We were sitting in an RV park some years ago in Ludington, Michigan, Poncho’s Pond. I’m sitting there talking to this fellow, and I think he had retired from the Postal Service or something. And he said, “Where are you from?” We told him we were from the DC area, and he said, “What do you do?” I said I do some law, and he said, “That’s good.”

And he went on and he talked about whatever he was talking about; I think we sat there a couple of hours. He never had a clue who I was, and I wasn’t going to tell him because it would have ruined the moment. That’s one of my great experiences, and that’s been replicated hundreds of times all over this country. It keeps you normal. It’s like football, or going to my volleyball games or something. You’re with the rest of your country as opposed to insulated or isolated from them.

I mean, you’ve been at the Court. It truly is “the marble palace” over there. We’re isolated – even from DC. And I think we all should be a little bit concerned about that. That we can be that isolated. At least, I don’t want it to distort too much the way I do things.
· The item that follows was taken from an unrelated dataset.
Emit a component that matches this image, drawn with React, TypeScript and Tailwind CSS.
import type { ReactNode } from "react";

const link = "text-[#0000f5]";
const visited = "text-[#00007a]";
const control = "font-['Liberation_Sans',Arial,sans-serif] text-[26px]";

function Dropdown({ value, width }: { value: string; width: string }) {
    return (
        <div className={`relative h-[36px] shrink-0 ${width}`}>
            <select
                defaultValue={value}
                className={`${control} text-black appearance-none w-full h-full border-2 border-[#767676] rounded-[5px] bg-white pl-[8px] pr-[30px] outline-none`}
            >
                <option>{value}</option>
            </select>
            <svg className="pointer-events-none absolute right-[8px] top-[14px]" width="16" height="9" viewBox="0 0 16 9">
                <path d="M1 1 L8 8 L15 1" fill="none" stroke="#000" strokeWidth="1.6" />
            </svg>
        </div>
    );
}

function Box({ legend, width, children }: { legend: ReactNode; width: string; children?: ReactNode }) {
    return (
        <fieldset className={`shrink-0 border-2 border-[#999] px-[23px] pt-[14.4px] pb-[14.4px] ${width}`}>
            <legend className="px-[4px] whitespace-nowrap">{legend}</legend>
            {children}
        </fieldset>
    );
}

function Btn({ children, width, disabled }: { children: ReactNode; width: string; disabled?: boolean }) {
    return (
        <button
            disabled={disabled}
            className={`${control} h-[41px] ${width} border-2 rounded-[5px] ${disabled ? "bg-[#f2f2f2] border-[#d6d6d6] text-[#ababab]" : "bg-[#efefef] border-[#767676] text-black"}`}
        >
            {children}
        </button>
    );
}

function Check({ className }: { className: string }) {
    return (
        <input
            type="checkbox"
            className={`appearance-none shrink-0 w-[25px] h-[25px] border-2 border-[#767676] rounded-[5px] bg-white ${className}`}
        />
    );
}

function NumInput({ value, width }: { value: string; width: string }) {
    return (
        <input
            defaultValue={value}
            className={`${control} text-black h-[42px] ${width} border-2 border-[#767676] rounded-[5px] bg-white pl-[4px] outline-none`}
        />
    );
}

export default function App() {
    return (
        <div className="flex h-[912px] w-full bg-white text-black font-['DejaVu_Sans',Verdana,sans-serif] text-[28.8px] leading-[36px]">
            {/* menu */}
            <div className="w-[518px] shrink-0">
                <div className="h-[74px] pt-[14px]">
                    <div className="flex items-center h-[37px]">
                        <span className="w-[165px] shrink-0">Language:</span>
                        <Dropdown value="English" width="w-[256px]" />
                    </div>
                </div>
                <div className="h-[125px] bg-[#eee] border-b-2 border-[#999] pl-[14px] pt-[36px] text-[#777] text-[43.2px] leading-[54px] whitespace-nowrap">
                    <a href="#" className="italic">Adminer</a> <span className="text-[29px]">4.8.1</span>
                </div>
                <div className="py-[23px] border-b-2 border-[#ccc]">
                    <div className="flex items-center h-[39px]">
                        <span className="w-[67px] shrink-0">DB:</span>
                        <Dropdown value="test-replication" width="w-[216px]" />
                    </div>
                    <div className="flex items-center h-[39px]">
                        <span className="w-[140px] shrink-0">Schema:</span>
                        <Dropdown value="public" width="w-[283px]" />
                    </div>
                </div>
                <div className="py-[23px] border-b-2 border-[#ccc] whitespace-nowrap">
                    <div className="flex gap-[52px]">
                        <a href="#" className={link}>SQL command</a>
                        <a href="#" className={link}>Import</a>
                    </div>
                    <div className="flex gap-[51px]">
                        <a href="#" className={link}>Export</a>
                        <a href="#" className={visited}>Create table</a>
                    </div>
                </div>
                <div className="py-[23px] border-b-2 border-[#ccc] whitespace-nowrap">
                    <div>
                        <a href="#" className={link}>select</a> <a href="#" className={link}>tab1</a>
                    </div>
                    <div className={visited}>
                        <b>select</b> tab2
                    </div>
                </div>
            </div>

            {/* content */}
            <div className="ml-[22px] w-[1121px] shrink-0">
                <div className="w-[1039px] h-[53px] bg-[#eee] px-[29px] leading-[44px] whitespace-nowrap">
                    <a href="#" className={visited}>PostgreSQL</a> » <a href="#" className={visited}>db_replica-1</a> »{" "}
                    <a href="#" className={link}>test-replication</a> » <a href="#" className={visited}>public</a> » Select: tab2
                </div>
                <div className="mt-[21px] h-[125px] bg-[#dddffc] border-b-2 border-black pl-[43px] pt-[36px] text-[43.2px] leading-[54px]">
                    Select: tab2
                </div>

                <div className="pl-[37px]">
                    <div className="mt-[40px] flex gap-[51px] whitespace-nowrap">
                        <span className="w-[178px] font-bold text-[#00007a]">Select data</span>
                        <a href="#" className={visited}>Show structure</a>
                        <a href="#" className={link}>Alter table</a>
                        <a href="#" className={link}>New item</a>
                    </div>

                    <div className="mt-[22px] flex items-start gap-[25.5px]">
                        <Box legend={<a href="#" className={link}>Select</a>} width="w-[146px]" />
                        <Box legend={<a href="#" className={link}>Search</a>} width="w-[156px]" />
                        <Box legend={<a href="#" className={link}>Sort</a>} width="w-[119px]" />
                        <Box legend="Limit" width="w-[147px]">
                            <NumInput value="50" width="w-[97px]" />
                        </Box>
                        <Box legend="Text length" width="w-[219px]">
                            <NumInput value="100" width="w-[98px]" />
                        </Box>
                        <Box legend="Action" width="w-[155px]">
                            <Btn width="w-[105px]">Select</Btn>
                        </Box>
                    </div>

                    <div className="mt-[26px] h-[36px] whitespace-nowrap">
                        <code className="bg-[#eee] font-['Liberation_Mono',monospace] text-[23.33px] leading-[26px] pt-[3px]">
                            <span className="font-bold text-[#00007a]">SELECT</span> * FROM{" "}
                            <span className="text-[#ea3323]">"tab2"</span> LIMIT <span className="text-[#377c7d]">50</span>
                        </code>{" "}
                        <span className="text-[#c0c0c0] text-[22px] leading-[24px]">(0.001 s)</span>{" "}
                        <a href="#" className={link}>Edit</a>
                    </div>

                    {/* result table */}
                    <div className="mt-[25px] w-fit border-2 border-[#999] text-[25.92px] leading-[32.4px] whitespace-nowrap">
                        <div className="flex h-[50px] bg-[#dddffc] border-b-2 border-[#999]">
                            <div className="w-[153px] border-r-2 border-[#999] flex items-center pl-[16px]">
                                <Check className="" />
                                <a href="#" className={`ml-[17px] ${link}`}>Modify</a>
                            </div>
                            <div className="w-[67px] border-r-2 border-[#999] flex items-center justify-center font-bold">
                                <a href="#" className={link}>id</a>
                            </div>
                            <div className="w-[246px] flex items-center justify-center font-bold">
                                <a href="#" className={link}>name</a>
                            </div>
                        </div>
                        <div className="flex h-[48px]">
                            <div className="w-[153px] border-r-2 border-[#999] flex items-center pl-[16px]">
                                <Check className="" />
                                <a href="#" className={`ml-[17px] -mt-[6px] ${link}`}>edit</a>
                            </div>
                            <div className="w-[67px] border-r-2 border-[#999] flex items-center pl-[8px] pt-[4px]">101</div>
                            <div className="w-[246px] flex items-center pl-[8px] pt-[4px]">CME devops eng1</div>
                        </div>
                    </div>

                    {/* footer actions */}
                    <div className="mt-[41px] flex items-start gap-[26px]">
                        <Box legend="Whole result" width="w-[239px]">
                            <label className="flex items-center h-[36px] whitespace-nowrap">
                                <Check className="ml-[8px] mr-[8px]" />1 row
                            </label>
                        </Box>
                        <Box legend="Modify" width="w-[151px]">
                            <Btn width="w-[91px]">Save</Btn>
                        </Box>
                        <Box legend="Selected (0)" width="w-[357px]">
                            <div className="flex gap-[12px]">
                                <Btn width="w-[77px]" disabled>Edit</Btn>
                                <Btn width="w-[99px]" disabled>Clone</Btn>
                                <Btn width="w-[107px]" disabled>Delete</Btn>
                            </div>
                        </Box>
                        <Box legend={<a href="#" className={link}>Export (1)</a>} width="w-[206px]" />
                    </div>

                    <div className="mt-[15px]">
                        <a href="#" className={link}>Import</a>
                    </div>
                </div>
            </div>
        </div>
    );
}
KRISTOL: I don’t think it has in your case, and thank you for what you’ve done on the Court and for the country, and thank you for joining me for this conversation. It was really terrific, thank you for taking time. The term begins next week, is that right? This was great to be able to get you before you get swamped in writing those dissents – and maybe some majority opinions, as well.

THOMAS: I’m not going to be too hopeful. I was swamped my first term, and we’re not exactly killing it.

KRISTOL: The number of cases is coming down. It’s good when you can decide on your own workload, right? Big advantage of the Supreme Court.

THOMAS: It’s really kind of interesting, you know, maybe we shouldn’t be doing any more than we’re doing. Cuts down on the opportunities. I kind of actually think we’re doing as many as we probably should be doing for now. It may change with demands, but, you know, we could probably do up to 110 or 120 pretty safely. I don’t think we’re avoiding cases; I just think they’re simply not there.

KRISTOL: Thank you so much so much for taking this time, and thank you for rejoining us on CONVERSATIONS.